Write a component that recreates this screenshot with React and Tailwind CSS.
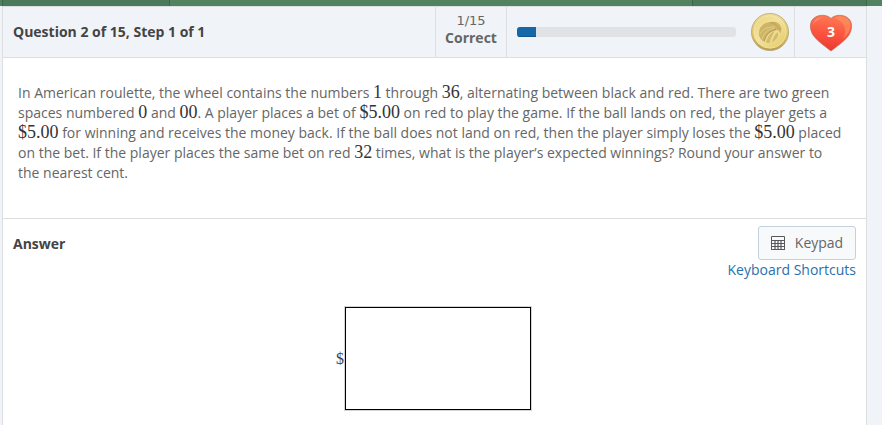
import React from "react";

function Num({ children }) {
  return (
    <span className="font-['Liberation_Serif',serif] text-lg leading-none text-[#333]">
      {children}
    </span>
  );
}

function Coin() {
  return (
    <svg width="40" height="40" viewBox="0 0 40 40" role="img" aria-label="Coin">
      <defs>
        <linearGradient id="coinRim" x1="0" y1="0" x2="0" y2="1">
          <stop offset="0" stopColor="#f0dd96" />
          <stop offset="0.6" stopColor="#dcc05f" />
          <stop offset="1" stopColor="#b99a4c" />
        </linearGradient>
        <linearGradient id="coinFace" x1="0" y1="0" x2="1" y2="1">
          <stop offset="0" stopColor="#ecd47c" />
          <stop offset="0.45" stopColor="#f3e29e" />
          <stop offset="1" stopColor="#e4c968" />
        </linearGradient>
      </defs>
      <circle cx="20" cy="20" r="18.6" fill="url(#coinRim)" stroke="#b5a77c" strokeWidth="0.8" />
      <circle cx="20" cy="20" r="16.3" fill="url(#coinFace)" stroke="#f7eab3" strokeWidth="0.6" />
      <path
        d="M9 23C8 15 14 10 21 10C26 9 31 11 31.500 17.500L30.500 21.500C29.500 19 28 18 26 18C22 19 16 22 14.500 30C11.500 28.500 9.500 26 9 23Z"
        fill="#cdb466"
      />
      <path
        d="M10 22C13 17 18 14.500 25 15M12 27C14 21 18 17.500 24 16.500"
        fill="none"
        stroke="#e3ce84"
        strokeWidth="1"
      />
      <path d="M20 10.500C24 11 27 12.500 28 15.500L31 17" fill="none" stroke="#b79f57" strokeWidth="0.9" />
      <path
        d="M16 30.500C17 25 20 21 25 19C22.500 23 20.500 26 19.500 31C18 31 17 31 16 30.500ZM22 30.500C23 26 25 22.500 27.500 20C29 23 27.500 27 22 30.500Z"
        fill="#d3bb6c"
      />
      <path d="M14.500 29C15.500 23 19.500 18.500 26 17.500" fill="none" stroke="#b39a50" strokeWidth="1" />
    </svg>
  );
}

function Heart() {
  return (
    <svg width="44" height="38" viewBox="0 0 44 38" role="img" aria-label="3 lives">
      <defs>
        <linearGradient id="heartFill" x1="0.6" y1="0" x2="0.45" y2="1">
          <stop offset="0" stopColor="#ff7b55" />
          <stop offset="0.5" stopColor="#fb5540" />
          <stop offset="1" stopColor="#ee3830" />
        </linearGradient>
      </defs>
      <path
        d="M22 37C16 32 9 28 4 21C0.500 15 0.500 8 4.500 4.500C9.500 0 18 0.500 22 4.500C26 0.500 34.500 0 39.500 4.500C43.500 8 43.500 15 40 21C35 28 28 32 22 37Z"
        fill="url(#heartFill)"
        stroke="#b9685c"
        strokeWidth="0.700"
      />
      <path
        d="M25 4C29 1.500 35 1.500 38.500 5C42 8.500 42 14 39.500 18.500C38 21 36 23 34 24.500C38 17 37 8 25 4Z"
        fill="#ff9562"
        opacity="0.600"
      />
      <path
        d="M4 11C4.500 6 9 3 14 3.500C10 4.500 6 7 4 11Z"
        fill="#ffa085"
        opacity="0.700"
      />
      <text
        x="22"
        y="23"
        textAnchor="middle"
        fill="white"
        className="font-['Open_Sans',sans-serif] text-sm font-bold"
      >
        3
      </text>
    </svg>
  );
}

function KeypadIcon() {
  return (
    <svg width="14" height="14" viewBox="0 0 14 14" fill="none" stroke="#55595e" aria-hidden="true">
      <path d="M0.500 0.500H13.500V13.500H0.500Z" />
      <path d="M0 4.500H14M0 13.500H14" />
      <path d="M1 7.500H13M1 10.500H13M4 5V13M7 5V13M10 5V13" strokeWidth="1.200" />
    </svg>
  );
}

export default function App() {
  return (
    <div className="flex min-h-screen flex-col bg-[#f0f4f8] font-['Open_Sans','Noto_Sans',sans-serif] text-sm leading-5 text-[#666]">
      <div className="flex h-1.5 bg-[#52825f]">
        <div className="w-[3px] border-r border-[#3d6548]" />
        <div className="w-[167px] border-r border-[#3d6548] bg-[#4c7959]" />
        <div className="grow" />
        <div className="w-[175px] border-x border-[#3d6548] bg-[#4c7959]" />
        <div className="w-[15px]" />
      </div>

      <main className="mr-[15px] ml-0.5 flex grow flex-col border border-b-0 border-[#dcdee0] bg-white">
        <header className="flex h-[51px] border-b border-[#dcdee0] bg-[#f0f4f8]">
          <h1 className="flex grow items-center pl-2.5 font-bold text-[#444]">
            Question 2 of 15, Step 1 of 1
          </h1>
          <div className="w-[72px] border-x border-[#dcdee0] pt-[5px] text-center">
            <div className="font-['DejaVu_Sans',sans-serif] text-[13px] leading-[18px]">1/15</div>
            <div className="leading-4 font-bold">Correct</div>
          </div>
          <div className="flex w-[287px] items-center gap-3.5 pl-2.5">
            <div
              role="progressbar"
              aria-label="Questions correct"
              aria-valuenow={1}
              aria-valuemin={0}
              aria-valuemax={15}
              className="h-2.5 w-[219px] overflow-hidden rounded-[3px] bg-[#e1e2e6]"
            >
              <div className="h-full w-[19px] border-b border-[#0e5591] bg-[#1567a8]" />
            </div>
            <Coin />
          </div>
          <div className="flex w-[72px] items-center justify-center border-l border-[#dcdee0] pt-0.5">
            <Heart />
          </div>
        </header>

        <section className="h-[161px] border-b border-[#dcdee0] px-[15px] pt-[25px]">
          <p className="max-w-[826px]">
            In American roulette, the wheel contains the numbers <Num>1</Num> through <Num>36</Num>,
            alternating between black and red. There are two green spaces numbered <Num>0</Num> and{" "}
            <Num>00</Num>. A player places a bet of <Num>$5.00</Num> on red to play the game. If the
            ball lands on red, the player gets a <Num>$5.00</Num> for winning and receives the money
            back. If the ball does not land on red, then the player simply loses the{" "}
            <Num>$5.00</Num> placed on the bet. If the player places the same bet on red{" "}
            <Num>32</Num> times, what is the player’s expected winnings? Round your answer to the
            nearest cent.
          </p>
        </section>

        <section>
          <div className="flex justify-between px-2.5 pt-[7px]">
            <h2 className="pt-2 font-bold text-[#444]">Answer</h2>
            <div className="flex flex-col items-end">
              <button
                type="button"
                className="flex h-[34px] w-[98px] items-center justify-center gap-2.5 rounded-[3px] border border-[#c3d2de] bg-[#f7f9fb]"
              >
                <KeypadIcon />
                Keypad
              </button>
              <a href="#shortcuts" className="text-[#2a70ae]">
                Keyboard Shortcuts
              </a>
            </div>
          </div>
          <div className="flex items-center justify-center gap-px pt-[27px] pr-0.5">
            <label htmlFor="answer" className="font-['Liberation_Serif',serif] text-base leading-5 text-[#444]">
              $
            </label>
            <input
              id="answer"
              type="text"
              className="h-[103px] w-[186px] border border-black bg-white px-2 ring-1 ring-[#d4d4d4] outline-none"
            />
          </div>
        </section>
      </main>
    </div>
  );
}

§ §

=== GIVEN EXERCISE ===
Print out the material word for word, omitting the pictures.

=== FINISHED ANSWER ===
Write a component that recreates this screenshot with React and Tailwind CSS.
import React from "react";

function Num({ children }) {
  return (
    <span className="font-['Liberation_Serif',serif] text-lg leading-none text-[#333]">
      {children}
    </span>
  );
}

function Coin() {
  return (
    <svg width="40" height="40" viewBox="0 0 40 40" role="img" aria-label="Coin">
      <defs>
        <linearGradient id="coinRim" x1="0" y1="0" x2="0" y2="1">
          <stop offset="0" stopColor="#f0dd96" />
          <stop offset="0.6" stopColor="#dcc05f" />
          <stop offset="1" stopColor="#b99a4c" />
        </linearGradient>
        <linearGradient id="coinFace" x1="0" y1="0" x2="1" y2="1">
          <stop offset="0" stopColor="#ecd47c" />
          <stop offset="0.45" stopColor="#f3e29e" />
          <stop offset="1" stopColor="#e4c968" />
        </linearGradient>
      </defs>
      <circle cx="20" cy="20" r="18.6" fill="url(#coinRim)" stroke="#b5a77c" strokeWidth="0.8" />
      <circle cx="20" cy="20" r="16.3" fill="url(#coinFace)" stroke="#f7eab3" strokeWidth="0.6" />
      <path
        d="M9 23C8 15 14 10 21 10C26 9 31 11 31.500 17.500L30.500 21.500C29.500 19 28 18 26 18C22 19 16 22 14.500 30C11.500 28.500 9.500 26 9 23Z"
        fill="#cdb466"
      />
      <path
        d="M10 22C13 17 18 14.500 25 15M12 27C14 21 18 17.500 24 16.500"
        fill="none"
        stroke="#e3ce84"
        strokeWidth="1"
      />
      <path d="M20 10.500C24 11 27 12.500 28 15.500L31 17" fill="none" stroke="#b79f57" strokeWidth="0.9" />
      <path
        d="M16 30.500C17 25 20 21 25 19C22.500 23 20.500 26 19.500 31C18 31 17 31 16 30.500ZM22 30.500C23 26 25 22.500 27.500 20C29 23 27.500 27 22 30.500Z"
        fill="#d3bb6c"
      />
      <path d="M14.500 29C15.500 23 19.500 18.500 26 17.500" fill="none" stroke="#b39a50" strokeWidth="1" />
    </svg>
  );
}

function Heart() {
  return (
    <svg width="44" height="38" viewBox="0 0 44 38" role="img" aria-label="3 lives">
      <defs>
        <linearGradient id="heartFill" x1="0.6" y1="0" x2="0.45" y2="1">
          <stop offset="0" stopColor="#ff7b55" />
          <stop offset="0.5" stopColor="#fb5540" />
          <stop offset="1" stopColor="#ee3830" />
        </linearGradient>
      </defs>
      <path
        d="M22 37C16 32 9 28 4 21C0.500 15 0.500 8 4.500 4.500C9.500 0 18 0.500 22 4.500C26 0.500 34.500 0 39.500 4.500C43.500 8 43.500 15 40 21C35 28 28 32 22 37Z"
        fill="url(#heartFill)"
        stroke="#b9685c"
        strokeWidth="0.700"
      />
      <path
        d="M25 4C29 1.500 35 1.500 38.500 5C42 8.500 42 14 39.500 18.500C38 21 36 23 34 24.500C38 17 37 8 25 4Z"
        fill="#ff9562"
        opacity="0.600"
      />
      <path
        d="M4 11C4.500 6 9 3 14 3.500C10 4.500 6 7 4 11Z"
        fill="#ffa085"
        opacity="0.700"
      />
      <text
        x="22"
        y="23"
        textAnchor="middle"
        fill="white"
        className="font-['Open_Sans',sans-serif] text-sm font-bold"
      >
        3
      </text>
    </svg>
  );
}

function KeypadIcon() {
  return (
    <svg width="14" height="14" viewBox="0 0 14 14" fill="none" stroke="#55595e" aria-hidden="true">
      <path d="M0.500 0.500H13.500V13.500H0.500Z" />
      <path d="M0 4.500H14M0 13.500H14" />
      <path d="M1 7.500H13M1 10.500H13M4 5V13M7 5V13M10 5V13" strokeWidth="1.200" />
    </svg>
  );
}

export default function App() {
  return (
    <div className="flex min-h-screen flex-col bg-[#f0f4f8] font-['Open_Sans','Noto_Sans',sans-serif] text-sm leading-5 text-[#666]">
      <div className="flex h-1.5 bg-[#52825f]">
        <div className="w-[3px] border-r border-[#3d6548]" />
        <div className="w-[167px] border-r border-[#3d6548] bg-[#4c7959]" />
        <div className="grow" />
        <div className="w-[175px] border-x border-[#3d6548] bg-[#4c7959]" />
        <div className="w-[15px]" />
      </div>

      <main className="mr-[15px] ml-0.5 flex grow flex-col border border-b-0 border-[#dcdee0] bg-white">
        <header className="flex h-[51px] border-b border-[#dcdee0] bg-[#f0f4f8]">
          <h1 className="flex grow items-center pl-2.5 font-bold text-[#444]">
            Question 2 of 15, Step 1 of 1
          </h1>
          <div className="w-[72px] border-x border-[#dcdee0] pt-[5px] text-center">
            <div className="font-['DejaVu_Sans',sans-serif] text-[13px] leading-[18px]">1/15</div>
            <div className="leading-4 font-bold">Correct</div>
          </div>
          <div className="flex w-[287px] items-center gap-3.5 pl-2.5">
            <div
              role="progressbar"
              aria-label="Questions correct"
              aria-valuenow={1}
              aria-valuemin={0}
              aria-valuemax={15}
              className="h-2.5 w-[219px] overflow-hidden rounded-[3px] bg-[#e1e2e6]"
            >
              <div className="h-full w-[19px] border-b border-[#0e5591] bg-[#1567a8]" />
            </div>
            <Coin />
          </div>
          <div className="flex w-[72px] items-center justify-center border-l border-[#dcdee0] pt-0.5">
            <Heart />
          </div>
        </header>

        <section className="h-[161px] border-b border-[#dcdee0] px-[15px] pt-[25px]">
          <p className="max-w-[826px]">
            In American roulette, the wheel contains the numbers <Num>1</Num> through <Num>36</Num>,
            alternating between black and red. There are two green spaces numbered <Num>0</Num> and{" "}
            <Num>00</Num>. A player places a bet of <Num>$5.00</Num> on red to play the game. If the
            ball lands on red, the player gets a <Num>$5.00</Num> for winning and receives the money
            back. If the ball does not land on red, then the player simply loses the{" "}
            <Num>$5.00</Num> placed on the bet. If the player places the same bet on red{" "}
            <Num>32</Num> times, what is the player’s expected winnings? Round your answer to the
            nearest cent.
          </p>
        </section>

        <section>
          <div className="flex justify-between px-2.5 pt-[7px]">
            <h2 className="pt-2 font-bold text-[#444]">Answer</h2>
            <div className="flex flex-col items-end">
              <button
                type="button"
                className="flex h-[34px] w-[98px] items-center justify-center gap-2.5 rounded-[3px] border border-[#c3d2de] bg-[#f7f9fb]"
              >
                <KeypadIcon />
                Keypad
              </button>
              <a href="#shortcuts" className="text-[#2a70ae]">
                Keyboard Shortcuts
              </a>
            </div>
          </div>
          <div className="flex items-center justify-center gap-px pt-[27px] pr-0.5">
            <label htmlFor="answer" className="font-['Liberation_Serif',serif] text-base leading-5 text-[#444]">
              $
            </label>
            <input
              id="answer"
              type="text"
              className="h-[103px] w-[186px] border border-black bg-white px-2 ring-1 ring-[#d4d4d4] outline-none"
            />
          </div>
        </section>
      </main>
    </div>
  );
}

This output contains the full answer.